The Best Amateur of All-Time
Milan Vidmar (22 June 1885 – 9 October 1962) was a Slovene electrical engineer,
chess player, chess theorist, philosopher, and writer born in Ljubljana, Austria-Hungary (now Slovenia). He won renown especially in the field of electrical engineering in power transformers and transmission of electric current. He completed his studies at the Vienna Technical College and was Professor and later a Dean at the Technical Academy in Ljubljana. In 1948 he established the Institute of Electrotechnics that now bears his name.
Vidmar was a top-class chess player, probably one of the top half dozen players in the world from 1911 to 1929, all the while remaining an amateur; therefore, his chess achievements are all the more remarkable!

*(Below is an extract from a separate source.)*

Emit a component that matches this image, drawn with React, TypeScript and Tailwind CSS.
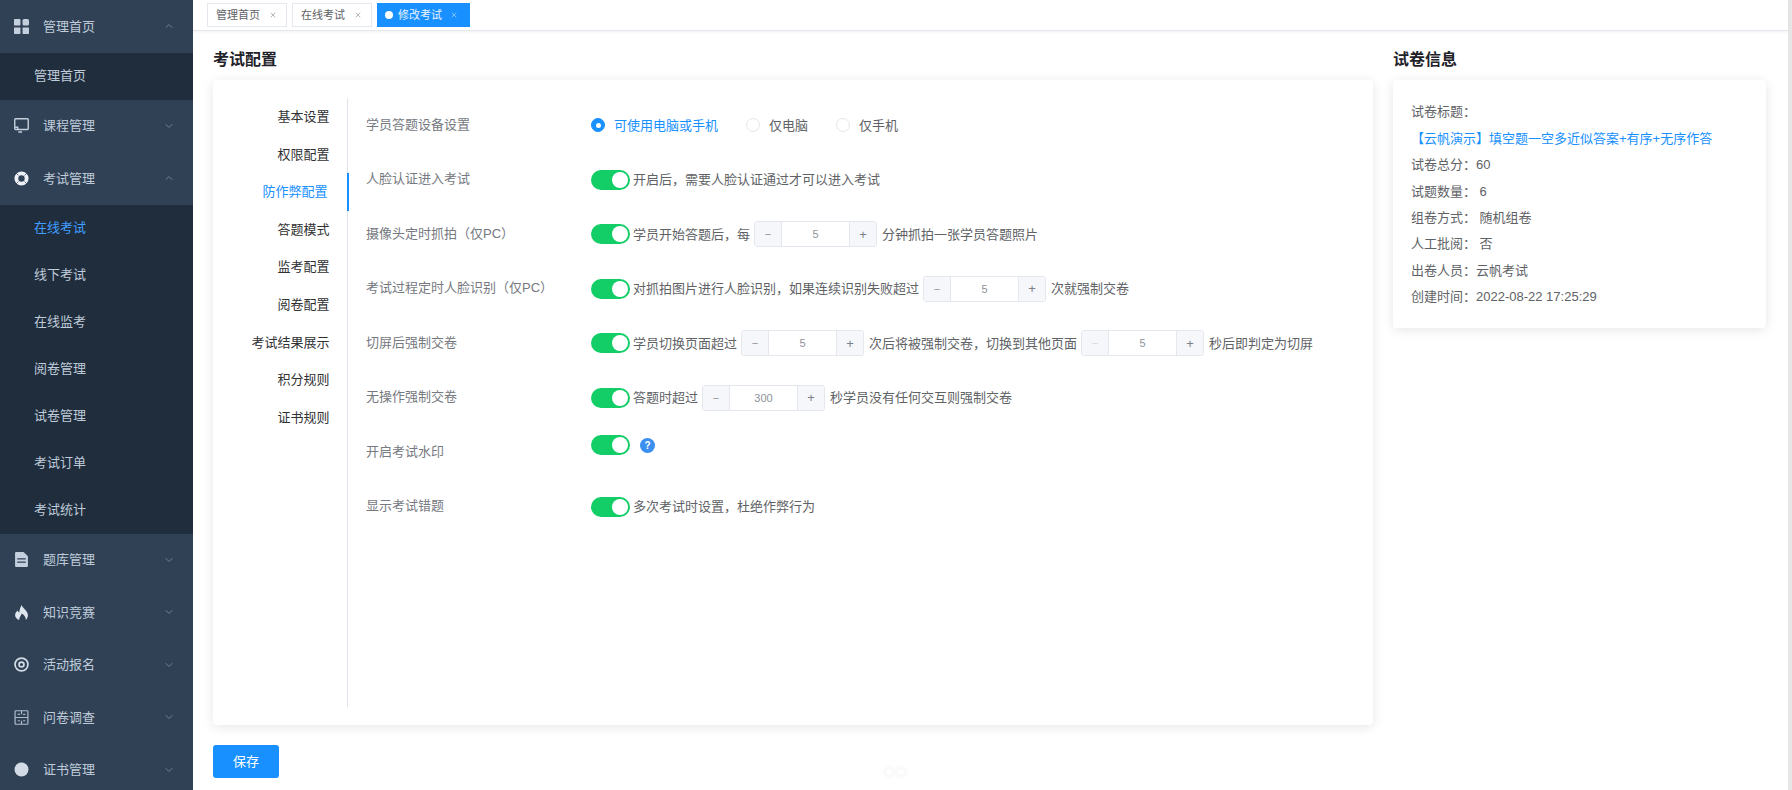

During his college days Vidmar received the instruction that made him a chess master.
He was not as successful in chess as the best players of his epoch like Alekhine,
Lasker, Capablanca, Rubinstein, and Nimzowitsch; nevertheless he was never
completely out of the running! With impressive regularity, he took third place even in the strongest tournaments. Those uniform results indicate that he always put all his strength into the game.
His successes include high places at some of the top chess tournaments of his time: second and third prizes with Rubinstein in San Sebastian 1911, half a point behind Capablanca, second at Mannheim 1914 behind Alekhine, first at Vienna and Berlin in 1918, third in London 1922 behind Capablanca and Alekhine, third at Semmering 1926, fourth in New York 1927 and shared fifth at Carlsbad 1929, behind Nimzowitsch, Capablanca, Spielmann and Rubinstein!
Vidmar wrote several books on chess: Half a Century at the Chessboard, Chess, Conversations on Chess with a Beginner, and The Golden Times of Chess. Besides, he was a popular and respected figure in the chess world and he became the chief referee at the Hague/Moscow 1948 Match-Tournament to select the new World Champion.
He was awarded the Grandmaster title in 1950 and he passed away in Ljubljana in
1962.
His son, Milan Vidmar Jr. was an international master of chess, in all probability the strongest chessplayer son of a legendary figure of Chess!